**WRITTEN INSTRUCTION**
Select each line where the word "index" appears.

══════════════════════════════

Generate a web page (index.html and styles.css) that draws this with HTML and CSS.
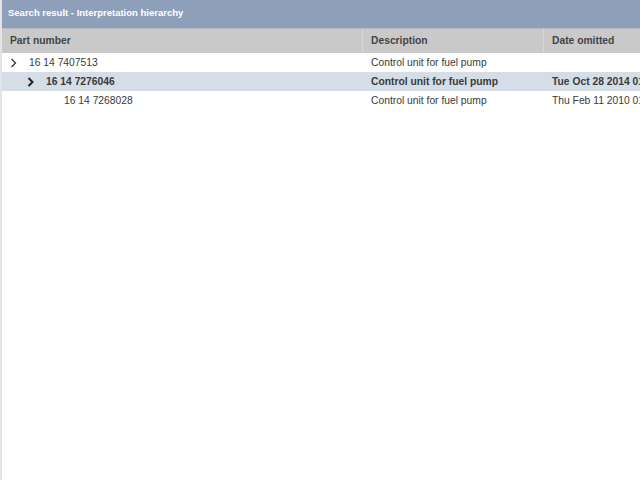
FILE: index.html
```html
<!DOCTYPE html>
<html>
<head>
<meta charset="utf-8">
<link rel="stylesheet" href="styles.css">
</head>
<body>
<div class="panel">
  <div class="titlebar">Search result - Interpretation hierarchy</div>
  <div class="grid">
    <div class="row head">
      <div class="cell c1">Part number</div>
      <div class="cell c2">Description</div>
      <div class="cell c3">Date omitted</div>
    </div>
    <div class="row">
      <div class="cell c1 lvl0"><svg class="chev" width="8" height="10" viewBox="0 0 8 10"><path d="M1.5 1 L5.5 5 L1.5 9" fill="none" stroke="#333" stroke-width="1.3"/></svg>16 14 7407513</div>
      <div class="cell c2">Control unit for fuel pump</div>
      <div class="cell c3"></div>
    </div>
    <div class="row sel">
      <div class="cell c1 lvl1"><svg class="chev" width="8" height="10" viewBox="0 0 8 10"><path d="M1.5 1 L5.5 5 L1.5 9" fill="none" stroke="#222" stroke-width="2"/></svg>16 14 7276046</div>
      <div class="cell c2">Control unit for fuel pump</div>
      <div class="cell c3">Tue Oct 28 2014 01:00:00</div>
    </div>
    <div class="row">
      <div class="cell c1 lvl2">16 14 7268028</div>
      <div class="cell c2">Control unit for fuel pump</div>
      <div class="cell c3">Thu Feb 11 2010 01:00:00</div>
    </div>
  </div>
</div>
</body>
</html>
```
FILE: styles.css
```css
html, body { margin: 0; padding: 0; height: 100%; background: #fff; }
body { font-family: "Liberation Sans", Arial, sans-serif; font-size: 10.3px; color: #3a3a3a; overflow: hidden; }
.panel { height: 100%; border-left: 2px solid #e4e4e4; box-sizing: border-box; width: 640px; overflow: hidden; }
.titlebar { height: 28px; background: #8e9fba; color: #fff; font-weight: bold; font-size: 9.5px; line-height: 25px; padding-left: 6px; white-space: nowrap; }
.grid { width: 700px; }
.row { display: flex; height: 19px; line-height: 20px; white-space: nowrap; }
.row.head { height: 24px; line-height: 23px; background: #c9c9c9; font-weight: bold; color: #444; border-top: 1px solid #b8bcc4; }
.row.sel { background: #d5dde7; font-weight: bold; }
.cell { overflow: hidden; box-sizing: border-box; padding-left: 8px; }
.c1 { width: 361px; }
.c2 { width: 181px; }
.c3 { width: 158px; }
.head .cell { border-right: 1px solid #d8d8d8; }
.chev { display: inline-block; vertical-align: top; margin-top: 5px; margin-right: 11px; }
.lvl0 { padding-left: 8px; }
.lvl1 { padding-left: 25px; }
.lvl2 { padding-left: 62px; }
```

══════════════════════════════

**FINISHED ANSWER**
Generate a web page (index.html and styles.css) that draws this with HTML and CSS.
FILE: index.html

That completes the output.